To the degree that the Occupy movement is a threat, so are new media. And those that would crush the Occupy movement will try as well to crush new media. Many entrenched political and economic hierarchies that have little else in common are coalescing to destroy the greatest means of mass communication ever available to the widespread public. Some merely want to protect ownership of content, but some want to control and censor content itself, while others want to control and censor the means of disseminating all content. It started with threats to Net Neutrality, and now it is the legislation Orwellian monikored Stop Online Piracy Act/Protect IP. Anything with user-generated content could be destroyed. Your ability to use new media to communicate, to organize, to learn and to educate could be destroyed. It cannot be allowed to happen, just as the Occupy movement cannot be allowed to fail. It is up to you. You are the answer. Every single one of you, individually and collectively. By continuing to be conscious, by striving to know and to see, and by listening to whatever it is inside you that demands better—for yourselves, of yourselves, and for and of others. The magnificent beauty that emerged so spontaneously and so powerfully among a group of students, staff, and others at UC Davis in response to such blandly common violence lives fully realized within every one of us. If we only know it as they knew it.
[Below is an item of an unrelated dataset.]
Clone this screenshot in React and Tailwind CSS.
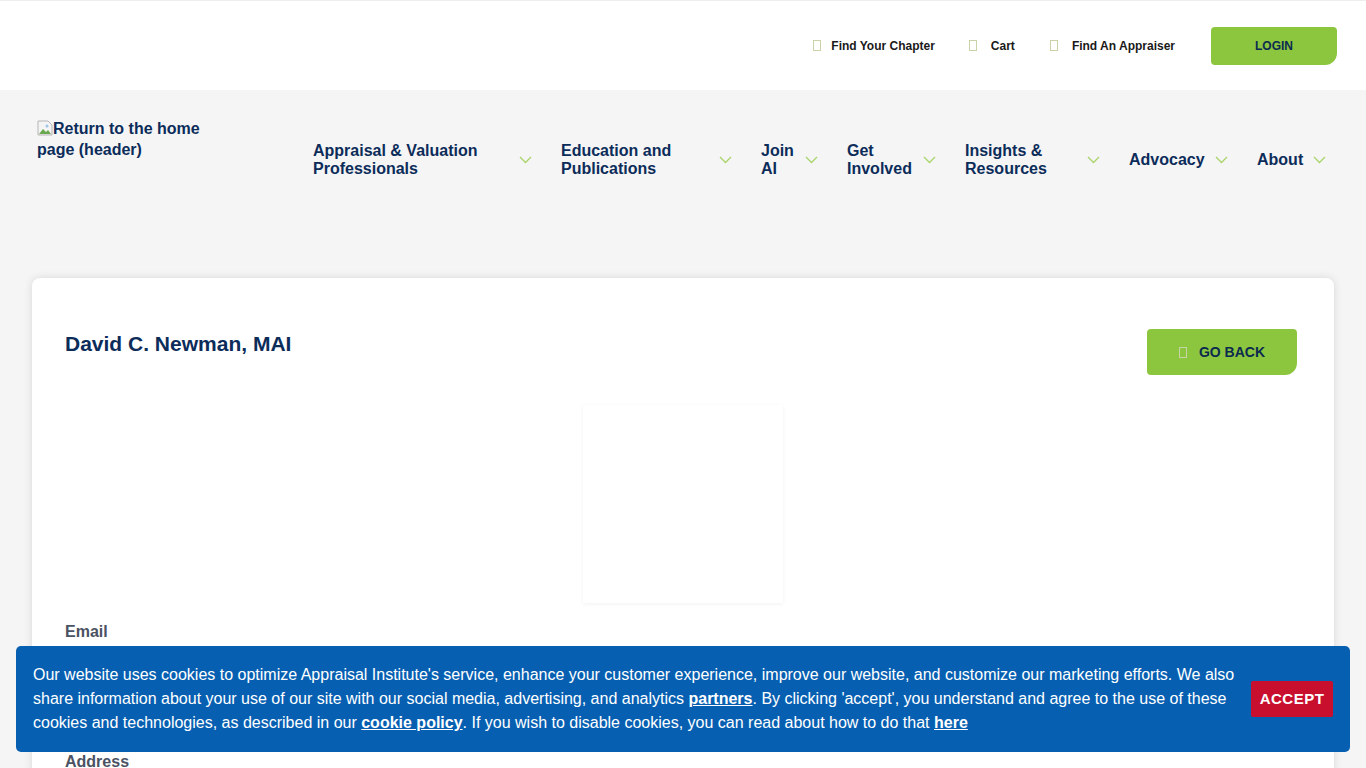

If we only act on it as they acted on it—without anyone telling them what to do, with every reason not to have known it and acted on it in that defining moment. Every one of us is a participant. Every one of us is a witness. Every one of us can be an activist. And if we are, such awakened consciousness cannot but succeed. It is the greatness of the individual, and it is the greatness of collective focus and will. If it will not be denied it cannot be denied. Please, contact your senators and tell them to oppose the Protect IP Act. Please, continue to use all non-violent means to protect new media, and to protect the greatest social movement in memory.